A portion of the boarded up and vacant Jamesville Housing complex in Hamilton's North End. Ward 2 Councillor Jason Farr and Hamilton City Council emptied the housing to sell the land for private redevelopment with smaller social housing units to replace the current social housing homes Credit: Joey Coleman / The Public Record

Hamilton’s social housing providers will need more government financial support as they grapple with COVID costs and rent arrears resulting from tenants struggling with the financial burdens of the pandemic.

Rent arrears at the City of Hamilton’s social housing provider have more than doubled in the past year.

Ward 5 City Councillor Chad Collins, who sits on the CityHousing Hamilton Board, told his fellow Councillors during a budget meeting today.

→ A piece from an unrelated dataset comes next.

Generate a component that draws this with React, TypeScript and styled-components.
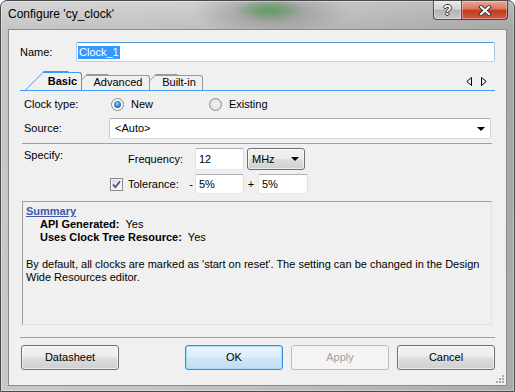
import React from "react";
import styled, { createGlobalStyle } from "styled-components";

const GlobalStyle = createGlobalStyle`
  html, body {
    margin: 0;
    padding: 0;
    background: #ffffff;
  }
  body {
    font-family: "Liberation Sans", Arial, sans-serif;
    font-size: 11px;
    line-height: 13px;
    color: #000;
  }
  * {
    box-sizing: border-box;
  }
`;

const Window = styled.div`
  width: 515px;
  height: 392px;
  display: flex;
  flex-direction: column;
  border: 1px solid #4a4a4a;
  border-radius: 7px 7px 0 0;
  overflow: hidden;
  background:
    radial-gradient(36px 11px at 268px 9px, rgba(86, 160, 86, 0.8), rgba(86, 160, 86, 0) 100%),
    radial-gradient(80px 26px at 270px 10px, rgba(70, 70, 70, 0.4), rgba(70, 70, 70, 0) 100%),
    linear-gradient(90deg, rgba(255, 255, 255, 0.12) 0%, rgba(255, 255, 255, 0) 45%, rgba(0, 0, 0, 0.12) 100%),
    linear-gradient(180deg, #d0d0d0 0px, #bdbdbd 30px, #c1c1c1 100%);
  box-shadow: inset 0 0 0 1px rgba(255, 255, 255, 0.35);
`;

const TitleBar = styled.div`
  flex: none;
  height: 28px;
  display: flex;
  justify-content: space-between;
  align-items: flex-start;
`;

const Title = styled.div`
  padding: 6px 0 0 7px;
  font-size: 12px;
  line-height: 14px;
  color: #000;
`;

const CaptionButtons = styled.div`
  display: flex;
  margin-right: 6px;
`;

const CaptionButton = styled.div<{ $close?: boolean }>`
  width: ${(p) => (p.$close ? 46 : 29)}px;
  height: 19px;
  display: flex;
  align-items: center;
  justify-content: center;
  border: 1px solid rgba(45, 45, 45, 0.8);
  border-top: none;
  border-left: ${(p) => (p.$close ? "none" : "1px solid rgba(45, 45, 45, 0.8)")};
  border-radius: ${(p) => (p.$close ? "0 0 4px 0" : "0 0 0 4px")};
  background: ${(p) =>
    p.$close
      ? "linear-gradient(180deg, #e9a896 0%, #d9735d 45%, #c13a20 52%, #cf5a43 100%)"
      : "linear-gradient(180deg, #e8e8e8 0%, #d3d3d3 45%, #b3b3b3 52%, #c9c9c9 100%)"};
  box-shadow: inset 0 0 0 1px rgba(255, 255, 255, 0.35);
  color: #fff;
  font-weight: 700;
  font-size: 14px;
  text-shadow: 1px 0 0 #333, -1px 0 0 #333, 0 1px 0 #333, 0 -1px 0 #333;
`;

const Client = styled.div`
  position: relative;
  flex: 1;
  margin: 0 7px 5px 7px;
  border: 1px solid #8c8c8c;
  background: #f0f0f0;
  display: flex;
  flex-direction: column;
`;

const NameRow = styled.div`
  display: flex;
  align-items: center;
  height: 20px;
  margin: 12px 0 0 11px;
`;

const NameLabel = styled.div`
  width: 56px;
`;

const TextBox = styled.div<{ $w?: number; $h?: number; $focus?: boolean; $pad?: number }>`
  width: ${(p) => (p.$w ? `${p.$w}px` : "auto")};
  flex: ${(p) => (p.$w ? "none" : 1)};
  height: ${(p) => p.$h ?? 20}px;
  display: flex;
  align-items: center;
  padding-left: ${(p) => p.$pad ?? 3}px;
  background: #fff;
  border: 1px solid;
  border-color: ${(p) =>
    p.$focus ? "#5b9bd5 #a8cbec #b7d4ee #a8cbec" : "#abadb3 #dbdfe6 #e3e9ef #e2e3ea"};
  border-radius: 2px;
`;

const Selected = styled.span`
  background: #3399ff;
  color: #fff;
  padding: 0 1px;
`;

const TabStrip = styled.div`
  display: flex;
  align-items: flex-end;
  width: 475px;
  height: 19px;
  margin: 10px 0 0 11px;
  padding-left: 5px;
  border-bottom: 1px solid #3d9cf0;
`;

const Tab = styled.div<{ $active?: boolean; $w: number; $h: number; $z: number; $ml: number }>`
  position: relative;
  z-index: ${(p) => p.$z};
  width: ${(p) => p.$w}px;
  height: ${(p) => p.$h}px;
  margin-left: ${(p) => p.$ml}px;
  padding-left: ${(p) => p.$h}px;
  padding-top: ${(p) => (p.$active ? 1 : 0)}px;
  display: flex;
  align-items: center;
  justify-content: center;
  font-weight: ${(p) => (p.$active ? 700 : 400)};

  &::before {
    content: "";
    position: absolute;
    left: 0;
    bottom: 0;
    width: ${(p) => p.$h + 6}px;
    height: 100%;
    background: #f0f0f0;
    border-left: 1px solid ${(p) => (p.$active ? "#3d9cf0" : "#9a9a9a")};
    border-top: 1px solid ${(p) => (p.$active ? "#3d9cf0" : "#9a9a9a")};
    transform-origin: bottom left;
    transform: skewX(-45deg);
  }

  &::after {
    content: "";
    position: absolute;
    top: 0;
    bottom: 0;
    left: ${(p) => p.$h}px;
    right: 0;
    background: #f0f0f0;
    border-top: 1px solid ${(p) => (p.$active ? "#3d9cf0" : "#9a9a9a")};
    border-right: 1px solid ${(p) => (p.$active ? "#3d9cf0" : "#9a9a9a")};
    border-top-right-radius: 3px;
  }
`;

const TabText = styled.span`
  position: relative;
  z-index: 1;
`;

const TabArrows = styled.div`
  display: flex;
  gap: 9px;
  margin-left: auto;
  margin-right: 8px;
  align-self: center;
`;

const Section = styled.div<{ $m?: string }>`
  display: flex;
  flex-direction: column;
  margin: ${(p) => p.$m ?? "0 14px 0 13px"};
`;

const FormRow = styled.div<{ $h: number; $mt: number }>`
  display: flex;
  align-items: center;
  height: ${(p) => p.$h}px;
  margin-top: ${(p) => p.$mt}px;
  padding-left: 2px;
`;

const FieldLabel = styled.div`
  width: 85px;
  flex: none;
`;

const RadioOption = styled.div<{ $w?: number }>`
  display: flex;
  align-items: center;
  gap: 7px;
  width: ${(p) => (p.$w ? `${p.$w}px` : "auto")};
  margin-left: 2px;
`;

const Radio = styled.span<{ $checked?: boolean }>`
  position: relative;
  width: 13px;
  height: 13px;
  border-radius: 50%;
  border: 1px solid #8a8a8a;
  background: ${(p) =>
    p.$checked
      ? "radial-gradient(circle at 50% 50%, #ffffff 0%, #f2f2f2 100%)"
      : "radial-gradient(circle at 50% 50%, #f4f4f4 0%, #e6e6e6 55%, #cfcfcf 100%)"};

  &::after {
    content: "";
    display: ${(p) => (p.$checked ? "block" : "none")};
    position: absolute;
    left: 2px;
    top: 2px;
    width: 7px;
    height: 7px;
    border-radius: 50%;
    background: radial-gradient(circle at 45% 40%, #9fd2ff 0%, #3b86c9 45%, #154f87 100%);
  }
`;

const Caret = styled.span`
  width: 0;
  height: 0;
  border-left: 4px solid transparent;
  border-right: 4px solid transparent;
  border-top: 4px solid #000;
  margin-left: auto;
  margin-right: 5px;
`;

const ComboBox = styled.div`
  flex: 1;
  height: 21px;
  display: flex;
  align-items: center;
  padding-left: 5px;
  margin-right: 1px;
  background: #fff;
  border: 1px solid;
  border-color: #acacac #d5d5d5 #dadada #c9c9c9;
  border-radius: 2px;
`;

const Separator = styled.div<{ $mt: number }>`
  height: 1px;
  margin-top: ${(p) => p.$mt}px;
  background: #a0a0a0;
`;

const SpecifyBlock = styled.div`
  display: flex;
  margin-top: 4px;
  padding-left: 2px;
`;

const SpecifyLabel = styled.div`
  width: 86px;
  flex: none;
  padding-top: 1px;
`;

const SpecifyRows = styled.div`
  display: flex;
  flex-direction: column;
  gap: 4px;
`;

const SpecRow = styled.div<{ $h: number }>`
  display: flex;
  align-items: center;
  height: ${(p) => p.$h}px;
`;

const SpecLabel = styled.div<{ $w: number }>`
  width: ${(p) => p.$w}px;
  flex: none;
`;

const Sign = styled.div<{ $w: number }>`
  width: ${(p) => p.$w}px;
  flex: none;
  text-align: center;
`;

const Checkbox = styled.span`
  width: 13px;
  height: 13px;
  margin-right: 5px;
  display: flex;
  align-items: center;
  justify-content: center;
  border: 1px solid #8a8a8a;
  background: linear-gradient(135deg, #d6d6d6 0%, #f0f0f0 60%, #fdfdfd 100%);
  box-shadow: inset 0 0 0 1px #f6f6f6;
`;

const DropButton = styled.div`
  width: 58px;
  height: 22px;
  margin-left: 3px;
  display: flex;
  align-items: center;
  padding-left: 4px;
  border: 1px solid #707070;
  border-radius: 3px;
  background: linear-gradient(180deg, #f2f2f2 0%, #ebebeb 48%, #dddddd 52%, #cfcfcf 100%);
  box-shadow: inset 0 0 0 1px rgba(255, 255, 255, 0.6);
`;

const SummaryBox = styled.div`
  height: 124px;
  margin-top: 7px;
  padding: 3px 3px 0 3px;
  border: 1px solid;
  border-color: #a0a0a0 #e3e3e3 #e3e3e3 #a0a0a0;
`;

const SummaryTitle = styled.div`
  font-weight: 700;
  color: #3d5aa8;
  text-decoration: underline;
`;

const SummaryLine = styled.div`
  padding-left: 14px;
`;

const Strong = styled.span`
  font-weight: 700;
  margin-right: 6px;
`;

const Paragraph = styled.p`
  margin: 14px 0 0 0;
  max-width: 460px;
`;

const ButtonRow = styled.div`
  display: flex;
  align-items: center;
  margin: 7px 11px 0 12px;
`;

const ButtonGroup = styled.div`
  display: flex;
  gap: 8px;
  margin-left: auto;
`;

const Button = styled.div<{ $variant?: "default" | "disabled" }>`
  width: 98px;
  height: 25px;
  display: flex;
  align-items: center;
  justify-content: center;
  border-radius: 3px;
  border: 1px solid
    ${(p) => (p.$variant === "default" ? "#3c8fd6" : p.$variant === "disabled" ? "#b8bcbf" : "#707070")};
  color: ${(p) => (p.$variant === "disabled" ? "#a0a0a0" : "#000")};
  background: ${(p) =>
    p.$variant === "default"
      ? "linear-gradient(180deg, #eaf5fd 0%, #dcedfb 48%, #cde5f7 52%, #c1def5 100%)"
      : p.$variant === "disabled"
      ? "#f4f4f4"
      : "linear-gradient(180deg, #f2f2f2 0%, #ebebeb 48%, #dddddd 52%, #cfcfcf 100%)"};
  box-shadow: ${(p) =>
    p.$variant === "default"
      ? "inset 0 0 0 1px #a9dbf6"
      : p.$variant === "disabled"
      ? "none"
      : "inset 0 0 0 1px rgba(255, 255, 255, 0.6)"};
`;

const Grip = styled.svg`
  position: absolute;
  right: 1px;
  bottom: 1px;
`;

const CloseGlyph = () => (
  <svg width="14" height="11" viewBox="0 0 14 11">
    <path d="M3 2 L11 9 M11 2 L3 9" stroke="#3a3a3a" strokeWidth="4" strokeLinecap="square" />
    <path d="M3 2 L11 9 M11 2 L3 9" stroke="#ffffff" strokeWidth="2" strokeLinecap="square" />
  </svg>
);

const ArrowLeft = () => (
  <svg width="6" height="9" viewBox="0 0 6 9">
    <path d="M5.5 0.5 L0.8 4.5 L5.5 8.5 Z" fill="none" stroke="#000" strokeWidth="1" />
  </svg>
);

const ArrowRight = () => (
  <svg width="6" height="9" viewBox="0 0 6 9">
    <path d="M0.5 0.5 L5.2 4.5 L0.5 8.5 Z" fill="none" stroke="#000" strokeWidth="1" />
  </svg>
);

const CheckMark = () => (
  <svg width="9" height="9" viewBox="0 0 9 9">
    <path d="M1 4.5 L3.4 7.2 L8 1.2" fill="none" stroke="#40558a" strokeWidth="1.8" />
  </svg>
);

export default function App() {
  return (
    <>
      <GlobalStyle />
      <Window>
        <TitleBar>
          <Title>Configure 'cy_clock'</Title>
          <CaptionButtons>
            <CaptionButton>?</CaptionButton>
            <CaptionButton $close>
              <CloseGlyph />
            </CaptionButton>
          </CaptionButtons>
        </TitleBar>

        <Client>
          <NameRow>
            <NameLabel>Name:</NameLabel>
            <TextBox $w={419} $focus $pad={1}>
              <Selected>Clock_1</Selected>
            </TextBox>
          </NameRow>

          <TabStrip>
            <Tab $active $w={57} $h={18} $z={3} $ml={0}>
              <TabText>Basic</TabText>
            </Tab>
            <Tab $w={79} $h={15} $z={2} $ml={-11}>
              <TabText>Advanced</TabText>
            </Tab>
            <Tab $w={63} $h={15} $z={1} $ml={-10}>
              <TabText>Built-in</TabText>
            </Tab>
            <TabArrows>
              <ArrowLeft />
              <ArrowRight />
            </TabArrows>
          </TabStrip>

          <Section>
            <FormRow $h={20} $mt={3}>
              <FieldLabel>Clock type:</FieldLabel>
              <RadioOption $w={96}>
                <Radio $checked />
                <span>New</span>
              </RadioOption>
              <RadioOption>
                <Radio />
                <span>Existing</span>
              </RadioOption>
            </FormRow>

            <FormRow $h={21} $mt={4}>
              <FieldLabel>Source:</FieldLabel>
              <ComboBox>
                &lt;Auto&gt;
                <Caret />
              </ComboBox>
            </FormRow>

            <Separator $mt={4} />

            <SpecifyBlock>
              <SpecifyLabel>Specify:</SpecifyLabel>
              <SpecifyRows>
                <SpecRow $h={22}>
                  <SpecLabel $w={18} />
                  <SpecLabel $w={67}>Frequency:</SpecLabel>
                  <TextBox $w={49} $h={22}>12</TextBox>
                  <DropButton>
                    MHz
                    <Caret />
                  </DropButton>
                </SpecRow>
                <SpecRow $h={20}>
                  <Checkbox>
                    <CheckMark />
                  </Checkbox>
                  <SpecLabel $w={59}>Tolerance:</SpecLabel>
                  <Sign $w={8}>-</Sign>
                  <TextBox $w={49}>5%</TextBox>
                  <Sign $w={14}>+</Sign>
                  <TextBox $w={50}>5%</TextBox>
                </SpecRow>
              </SpecifyRows>
            </SpecifyBlock>

            <SummaryBox>
              <SummaryTitle>Summary</SummaryTitle>
              <SummaryLine>
                <Strong>API Generated:</Strong>Yes
              </SummaryLine>
              <SummaryLine>
                <Strong>Uses Clock Tree Resource:</Strong>Yes
              </SummaryLine>
              <Paragraph>
                By default, all clocks are marked as 'start on reset'. The setting can be changed in the
                Design Wide Resources editor.
              </Paragraph>
            </SummaryBox>
          </Section>

          <Section $m="12px 11px 0 11px">
            <Separator $mt={0} />
          </Section>

          <ButtonRow>
            <Button>Datasheet</Button>
            <ButtonGroup>
              <Button $variant="default">OK</Button>
              <Button $variant="disabled">Apply</Button>
              <Button>Cancel</Button>
            </ButtonGroup>
          </ButtonRow>

          <Grip width="10" height="10" viewBox="0 0 10 10">
            <g fill="#a8a8a8">
              <rect x="7" y="1" width="2" height="2" />
              <rect x="4" y="4" width="2" height="2" />
              <rect x="7" y="4" width="2" height="2" />
              <rect x="1" y="7" width="2" height="2" />
              <rect x="4" y="7" width="2" height="2" />
              <rect x="7" y="7" width="2" height="2" />
            </g>
          </Grip>
        </Client>
      </Window>
    </>
  );
}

“Our arrears have gone up from an average 14 or 15% to around 34% now”, Collins stated.

“There will be a cost to [CHH] as it relates to payback time as the Landlord and Tenant Board is giving people 18 months to two years” to pay their arrears.

Collins says CHH and other social housing providers will need more funding from other levels of government to meet the costs of rent arrears, COVID, and an ongoing rent freeze for 2021 implemented by the province.

CHH’s financial updates indicate the rent freeze will decrease revenues by $1.1-million.

Hamilton General Manager of Finance and Corporate Services believes the City may be able to use Provincial and Federal COVID funds to cover the cost of the rent freeze.

“Whether or not the city could defend it,” Zegarac stated. “The news release from the provincial government was tied to COVID-19, which would help us as relates to defending the position that [the cost of the rent freeze] is tied to the pandemic.”

City staff will update Council on social housing COVID cost impacts at a future meeting.